In a previous post, I talked about how jargon can erode your clarity. Now, here are 5 tips to protect the strength of your storytelling.

1. Lose the jargon

Jargon makes us lazy as writers. Because it assumes the reader has a familiarity with our subject matter. People have a lot to remember in their lives. If they've forgotten what a piece of jargon means, they may take the time to refresh their memory. More likely, they'll just move on - abandoning you and the point you're trying to make.

2. Keep it short

How concisely can I make my point? Is there a shorter way to say it?
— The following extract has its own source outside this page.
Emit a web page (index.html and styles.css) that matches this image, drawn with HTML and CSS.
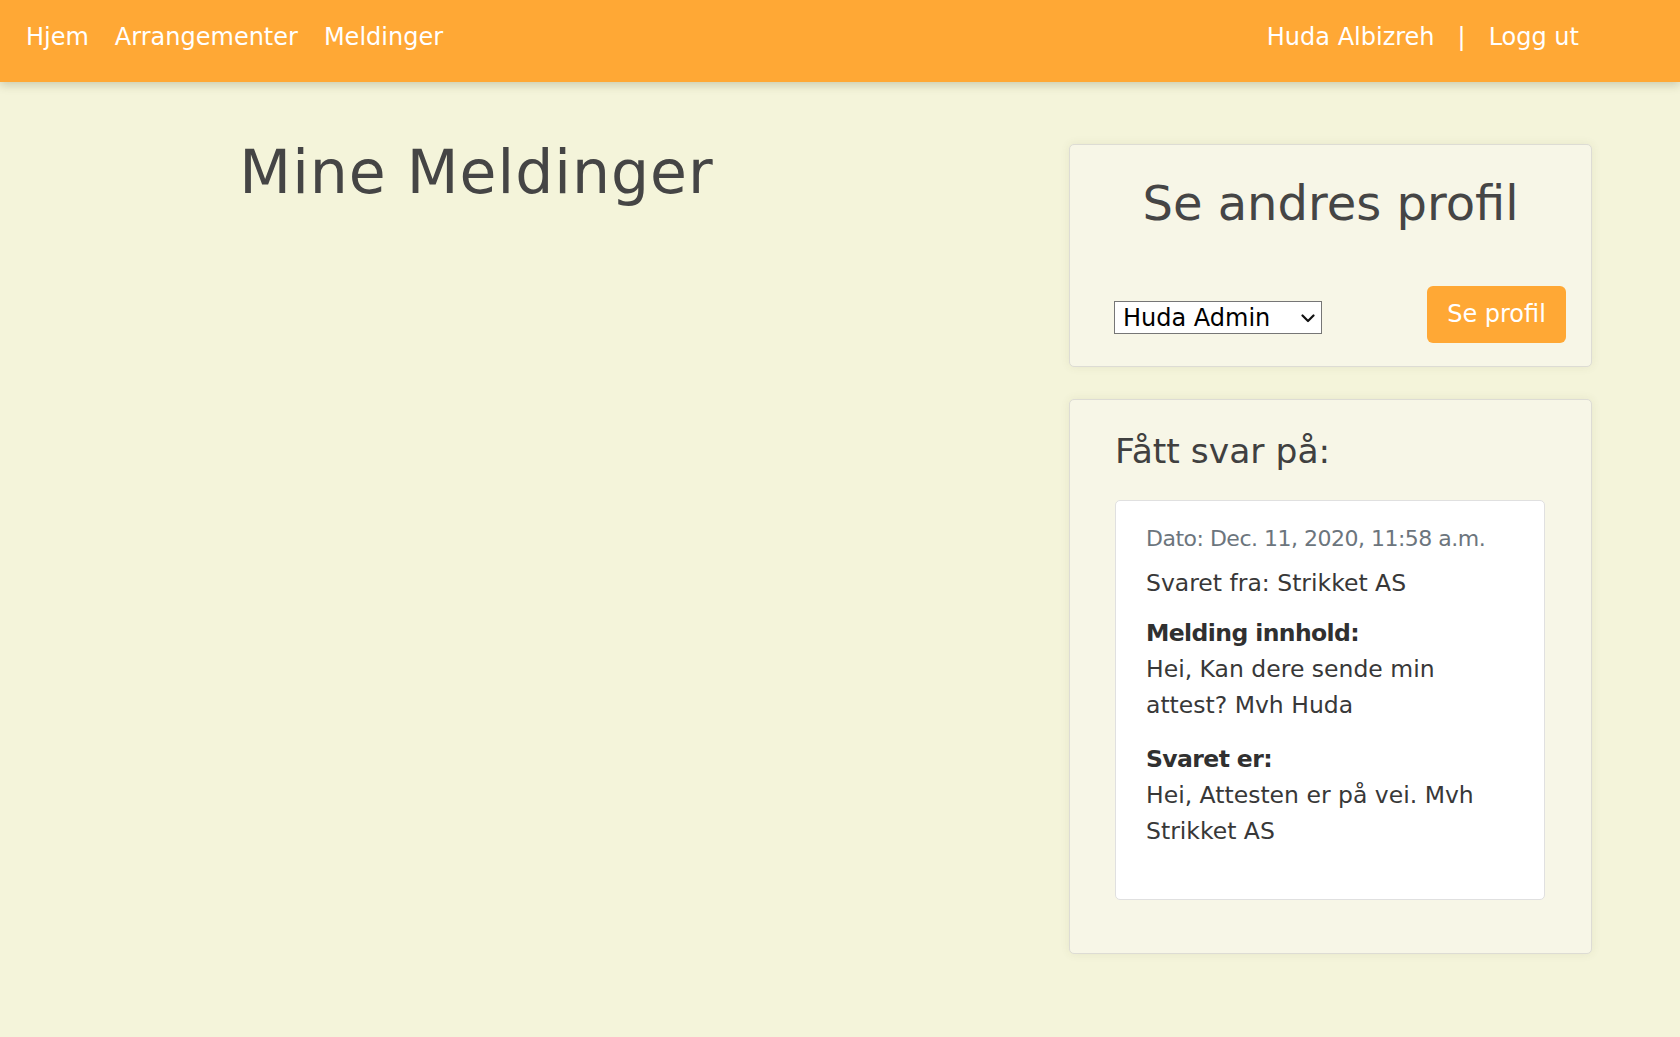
FILE: index.html
```html
<!DOCTYPE html>
<html lang="no">
<head>
<meta charset="utf-8">
<title>Mine Meldinger</title>
<link rel="stylesheet" href="styles.css">
</head>
<body>
<nav class="navbar">
  <div class="nav-left">
    <a class="nav-link" href="#">Hjem</a>
    <a class="nav-link" href="#">Arrangementer</a>
    <a class="nav-link" href="#">Meldinger</a>
  </div>
  <div class="nav-right">
    <a class="nav-link" href="#">Huda Albizreh</a>
    <span class="nav-sep">|</span>
    <a class="nav-link" href="#">Logg ut</a>
  </div>
</nav>
<main class="main">
  <section class="col-left">
    <h1 class="page-title">Mine Meldinger</h1>
  </section>
  <aside class="col-right">
    <div class="card card-profile">
      <h2 class="card-title-center">Se andres profil</h2>
      <form class="profile-form">
        <span class="select-wrap">
          <select class="user-select">
            <option>Huda Admin</option>
            <option>Strikket AS</option>
          </select>
          <svg class="select-chevron" width="14" height="9" viewBox="0 0 14 9" aria-hidden="true">
            <path d="M1.5 1.5 L7 7 L12.5 1.5" fill="none" stroke="#111" stroke-width="2.2" stroke-linecap="round" stroke-linejoin="round"/>
          </svg>
        </span>
        <button type="button" class="btn-orange">Se profil</button>
      </form>
    </div>
    <div class="card card-answers">
      <h3 class="card-title">Fått svar på:</h3>
      <div class="msg-card">
        <p class="msg-date">Dato: Dec. 11, 2020, 11:58 a.m.</p>
        <p class="msg-from">Svaret fra: Strikket AS</p>
        <div class="msg-block">
          <strong class="msg-label">Melding innhold:</strong>
          <p class="msg-text">Hei, Kan dere sende min attest? Mvh Huda</p>
        </div>
        <div class="msg-block">
          <strong class="msg-label">Svaret er:</strong>
          <p class="msg-text">Hei, Attesten er på vei. Mvh Strikket AS</p>
        </div>
      </div>
    </div>
  </aside>
</main>
</body>
</html>
```

FILE: styles.css
```css
* { box-sizing: border-box; }

html, body {
  margin: 0;
  padding: 0;
}

body {
  background: #f4f4da;
  font-family: "DejaVu Sans", "Liberation Sans", sans-serif;
  color: #444;
  min-height: 1037px;
}

.navbar {
  height: 82px;
  background: #ffa835;
  box-shadow: 0 3px 9px rgba(60, 60, 20, 0.22);
  display: flex;
  align-items: flex-start;
  padding: 25px 101px 0 26px;
  font-size: 24px;
  line-height: 24px;
  position: relative;
  z-index: 1;
}

.nav-left {
  display: flex;
  gap: 26px;
}

.nav-right {
  margin-left: auto;
  display: flex;
}

.nav-link {
  color: #fff;
  text-decoration: none;
}

.nav-sep {
  color: #fff;
  margin: 0 23px 0 23px;
}

.main {
  display: flex;
  align-items: flex-start;
}

.col-left {
  width: 953px;
  text-align: center;
  padding-top: 54px;
}

.page-title {
  margin: 0;
  font-size: 60px;
  line-height: 72px;
  letter-spacing: 1px;
  font-weight: normal;
  color: #454545;
}

.col-right {
  width: 523px;
  margin-left: 116px;
  padding-top: 62px;
  display: flex;
  flex-direction: column;
  gap: 32px;
}

.card {
  background: #f7f6e7;
  border: 1px solid #dddcd4;
  border-radius: 5px;
  box-shadow: 0 0 10px rgba(90, 90, 40, 0.09);
}

.card-profile {
  padding: 30px 25px 23px 44px;
}

.card-title-center {
  margin: 0 0 0 -19px;
  font-size: 48px;
  line-height: 57.6px;
  font-weight: normal;
  text-align: center;
  color: #454545;
}

.profile-form {
  margin: 53px 0 0;
  display: flex;
  justify-content: space-between;
  align-items: flex-end;
}

.select-wrap {
  position: relative;
  display: block;
  width: 208px;
  height: 33px;
  margin-bottom: 9px;
}

.user-select {
  -webkit-appearance: none;
  appearance: none;
  display: block;
  width: 208px;
  height: 33px;
  font-family: "DejaVu Sans", "Liberation Sans", sans-serif;
  font-size: 24px;
  line-height: 29px;
  color: #000;
  background: #fff;
  border: 1px solid #767676;
  border-radius: 0;
  margin: 0;
  padding: 2px 30px 0 8px;
}

.select-chevron {
  position: absolute;
  right: 7px;
  top: 13px;
  pointer-events: none;
}

.btn-orange {
  width: 139px;
  height: 57px;
  background: #ffa835;
  border: none;
  border-radius: 6px;
  color: #fff;
  font-family: "DejaVu Sans", "Liberation Sans", sans-serif;
  font-size: 24px;
  padding: 0;
}

.card-answers {
  padding: 31px 46px 53px 45px;
}

.card-title {
  margin: 0 0 28px;
  font-size: 34.5px;
  line-height: 41.4px;
  font-weight: normal;
  color: #404040;
}

.msg-card {
  background: #fff;
  border: 1px solid #e0e0e0;
  border-radius: 5px;
  padding: 20px 30px 50px 30px;
  font-size: 23.5px;
  line-height: 36px;
  color: #383838;
}

.msg-date {
  margin: 0 0 8px;
  font-size: 22px;
  letter-spacing: -0.5px;
  white-space: nowrap;
  color: #6c757d;
}

.msg-from {
  margin: 0 0 14px;
}

.msg-block + .msg-block {
  margin-top: 18px;
}

.msg-label {
  display: block;
  font-weight: bold;
  letter-spacing: -0.6px;
  color: #303030;
}

.msg-text {
  margin: 0;
}
```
Challenging yourself with these questions can help you keep your writing tight and powerful.

3. Limit acronyms

Like jargon, acronyms interrupt the reader's flow causing them to stop and ask, "What does that stand for?" If you're writing about a complicated subject with a complex name, use the full name upon introduction. Then, shorten to improve reader flow upon subsequent mentions (i.e. Attention Deficit Disorder - ADD).

4. Avoid the passive voice

The passive voice is the breeding ground for vagueness. Additionally, it makes your writing physically longer (see point 2. Keep it short). Attribute actions. It will keep your writing tight. For example, this is passive - "The presentation was given by the leader." Look how it shortens and strengthens with the active voice - "The leader gave the presentation."

5. Write like you speak

Does your writing sound like you? It should. It's an extension of you. I don't like to listen to someone who makes me work to understand their point. And inundates me with multiple complex thoughts at the same time. If you're interested in having somebody understand you, do the hard work for them. And keep it conversational.